Presented in partnership with Chicago Dancemakers Forum
In Progress is a series designed to give patrons a look into the process of artists, thinkers, and curators. It is organized by Curator of Public Programs January Parkos Arnall and Assistant Curator of Public Programs Christy LeMaster.
About the Artists
Litebulb is a dancer and dance activist at the forefront of footwork culture in Chicago. Known for the intricacy and velocity of his moves, Litebulb has performed with leading artists like Chance the Rapper and DJ Rashad. Since 2009, he has traveled to international stages, from New York's PS1 to the Barbican in London. In 2014, he cofounded The Era Footwork Crew (The Era). Now touring global venues and Chicago schools with The Era, Bulb's practice is both intensely local and broadly international. He has received awards and grants for his innovative work, including recognition as a dancer of the year in Dance Magazine, a major arts grant from Chicago Dancemakers Forum and University of Chicago/Arts and Public Life, and as a choreographer of the year by Newcity magazine. He also appeared in a dance cameo with fellow footworker P-Top in the movie, Manglehorn, featuring Al Pacino. Litebulb was born and raised on the South Side of Chicago, where he lives and works today. He recently cofounded a nonprofit called Open the Circle, devoted to channeling resources into the arts in poor communities.
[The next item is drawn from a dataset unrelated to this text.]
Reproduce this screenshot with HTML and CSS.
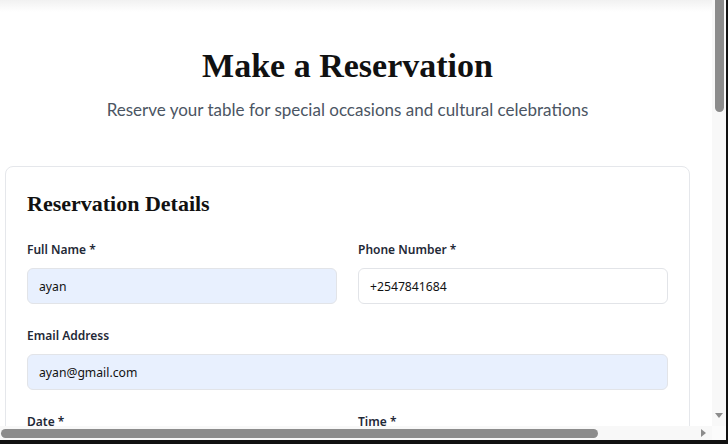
FILE: index.html
```html
<!DOCTYPE html>
<html lang="en">
<head>
<meta charset="utf-8">
<title>Make a Reservation</title>
<link rel="stylesheet" href="styles.css">
</head>
<body>
<div class="topshade"></div>
<main class="container">
  <section class="hero">
    <h1 class="hero-title">Make a Reservation</h1>
    <p class="hero-sub">Reserve your table for special occasions and cultural celebrations</p>
  </section>
  <section class="card">
    <h2 class="card-title">Reservation Details</h2>
    <form class="form">
      <div class="row">
        <div class="field">
          <label class="label">Full Name *</label>
          <div class="input filled">ayan</div>
        </div>
        <div class="field">
          <label class="label">Phone Number *</label>
          <div class="input">+2547841684</div>
        </div>
      </div>
      <div class="field">
        <label class="label">Email Address</label>
        <div class="input filled">ayan@gmail.com</div>
      </div>
      <div class="row">
        <div class="field">
          <label class="label">Date *</label>
          <div class="input">mm/dd/yyyy</div>
        </div>
        <div class="field">
          <label class="label">Time *</label>
          <div class="input">Select time</div>
        </div>
      </div>
      <div class="row">
        <div class="field">
          <label class="label">Number of Guests *</label>
          <div class="input">2 Guests</div>
        </div>
        <div class="field">
          <label class="label">Occasion</label>
          <div class="input">Select occasion</div>
        </div>
      </div>
      <div class="field">
        <label class="label">Special Requests</label>
        <div class="input area">Any dietary restrictions or special requests...</div>
      </div>
      <div class="button">Confirm Reservation</div>
    </form>
  </section>
  <section class="info">
    <div class="info-box">
      <h3 class="info-title">Opening Hours</h3>
      <p class="info-text">Monday – Sunday: 11:00 AM – 11:00 PM</p>
    </div>
    <div class="info-box">
      <h3 class="info-title">Contact</h3>
      <p class="info-text">Call us for group bookings and events</p>
    </div>
  </section>
</main>
<div class="vscroll">
  <div class="vthumb"></div>
  <div class="arrow-down"></div>
</div>
<div class="hscroll">
  <div class="hthumb"></div>
  <div class="arrow-right"></div>
</div>
<div class="corner"></div>
<div class="edge-right"></div>
<div class="edge-bottom"></div>
</body>
</html>
```
FILE: styles.css
```css
html, body {
  margin: 0;
  padding: 0;
  background: #ffffff;
}
body {
  font-family: "Noto Sans", "Open Sans", sans-serif;
  color: #1f2937;
  min-width: 838px;
}
.topshade {
  height: 12px;
  background: linear-gradient(#f1f1f1, #ffffff);
}
.container {
  width: 685px;
  margin-left: 5px;
  padding-bottom: 700px;
}
.hero {
  text-align: center;
  padding-top: 30px;
}
.hero-title {
  margin: 0;
  font-family: "Liberation Serif", serif;
  font-weight: 700;
  font-size: 34px;
  line-height: 48px;
  color: #111111;
}
.hero-sub {
  margin: 8px 0 0;
  font-family: "Lato", sans-serif;
  font-size: 17px;
  line-height: 24px;
  color: #4b5563;
}
.card {
  margin-top: 44px;
  border: 1px solid #e5e7eb;
  border-radius: 8px;
  padding: 21px;
}
.card-title {
  margin: 0 0 20px;
  font-family: "Liberation Serif", serif;
  font-weight: 700;
  font-size: 22px;
  line-height: 32px;
  color: #111111;
}
.form {
  display: flex;
  flex-direction: column;
  gap: 22px;
}
.row {
  display: grid;
  grid-template-columns: 1fr 1fr;
  gap: 21px;
}
.field {
  display: flex;
  flex-direction: column;
  gap: 8px;
}
.label {
  font-size: 12px;
  font-weight: 600;
  line-height: 20px;
  color: #1f2937;
}
.input {
  height: 36px;
  box-sizing: border-box;
  border: 1px solid #e2e4e8;
  border-radius: 6px;
  padding: 0 11px;
  display: flex;
  align-items: center;
  font-size: 12.2px;
  color: #111111;
  background: #ffffff;
}
.input.filled {
  background: #e8f0fe;
}
.input.area {
  height: 96px;
  align-items: flex-start;
  padding-top: 9px;
  color: #9ca3af;
}
.button {
  height: 44px;
  border-radius: 6px;
  background: #b45309;
  color: #ffffff;
  font-weight: 600;
  font-size: 14px;
  display: flex;
  align-items: center;
  justify-content: center;
}
.info {
  margin-top: 32px;
  display: grid;
  grid-template-columns: 1fr 1fr;
  gap: 21px;
}
.info-box {
  border: 1px solid #e5e7eb;
  border-radius: 8px;
  padding: 20px;
}
.info-title {
  margin: 0 0 8px;
  font-family: "Liberation Serif", serif;
  font-size: 18px;
}
.info-text {
  margin: 0;
  font-size: 13px;
  color: #4b5563;
}

/* browser scrollbar overlays */
.vscroll {
  position: fixed;
  left: 712px;
  top: 0;
  width: 14px;
  height: 426px;
  background: #f8f8f8;
}
.vthumb {
  position: absolute;
  left: 3px;
  top: 0;
  width: 9px;
  height: 112px;
  border-radius: 0 0 5px 5px;
  background: #8c8c8c;
}
.arrow-down {
  position: absolute;
  left: 3px;
  top: 413px;
  width: 0;
  height: 0;
  border-left: 4px solid transparent;
  border-right: 4px solid transparent;
  border-top: 5px solid #8c8c8c;
}
.hscroll {
  position: fixed;
  left: 0;
  top: 426px;
  width: 712px;
  height: 14px;
  background: #f8f8f8;
}
.hthumb {
  position: absolute;
  left: 1px;
  top: 3px;
  width: 597px;
  height: 9px;
  border-radius: 5px;
  background: #8c8c8c;
}
.arrow-right {
  position: absolute;
  left: 701px;
  top: 3px;
  width: 0;
  height: 0;
  border-top: 4px solid transparent;
  border-bottom: 4px solid transparent;
  border-left: 5px solid #8c8c8c;
}
.corner {
  position: fixed;
  left: 712px;
  top: 426px;
  width: 14px;
  height: 14px;
  background: #fbfbfb;
}
.edge-right {
  position: fixed;
  left: 726px;
  top: 0;
  width: 2px;
  height: 444px;
  background: #111111;
}
.edge-bottom {
  position: fixed;
  left: 0;
  top: 440px;
  width: 728px;
  height: 4px;
  background: #111111;
}
```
Meida Teresa McNeal is the director of Honey Pot Performance, an Afro-feminist collective dedicated to critical performance and public humanities works. She received her PhD in performance studies from Northwestern University and her MFA in choreography and dance history from Ohio State University. Over the past two decades, McNeal has produced numerous creative projects as both a solo artist and with Honey Pot Performance, with works performed in Illinois, Rhode Island, Ohio, California, and Trinidad. Positioning her work as an independent artist and scholar at the intersection of performance studies, dance, and critical ethnography, she has taught courses in dance, critical performance ethnography, and black diasporic cultural production at Northwestern University, Brown University, Governors State, and Columbia College Chicago. McNeal also works with the Chicago Park District as the arts and culture manager, supporting community arts partnerships, youth arts, cultural stewardship, and civic engagement initiatives across the city's parks and cultural centers.
Sustaining a lifelong focus on movement practices in and out of the studio, long-term creative processes involving multiple iterations, and inquiry into the philosophies and theories that touch her work, choreographer Molly Shanahan is recognized as a "singular voice in Chicago dance" (TimeOut Chicago). Since moving to Chicago in 1994, Shanahan has been "distilling the essence of performance—the relationship between audience and artist . . . exposing the honest beauty of the body in its natural state: fluid, organic motion" (Newcity). Her work has been supported by two National Performance Network Creation Fund Awards, a Chicago Dancemakers Forum Lab Artist Award, an Illinois Arts Council Fellowship for choreography, and a 2010 Meier Arts Achievement Award, among others. In 2012, Shanahan received a Presidential Fellowship from Temple University (Philadelphia) to pursue a PhD in dance. She is a visiting assistant professor of dance at Denison University, has taught at Wayne State University, Bryn Mawr College, Temple University, The University of Chicago, and Columbia College Chicago, among others, and was a lecturer in the Dance Program at Northwestern University from 2008–12.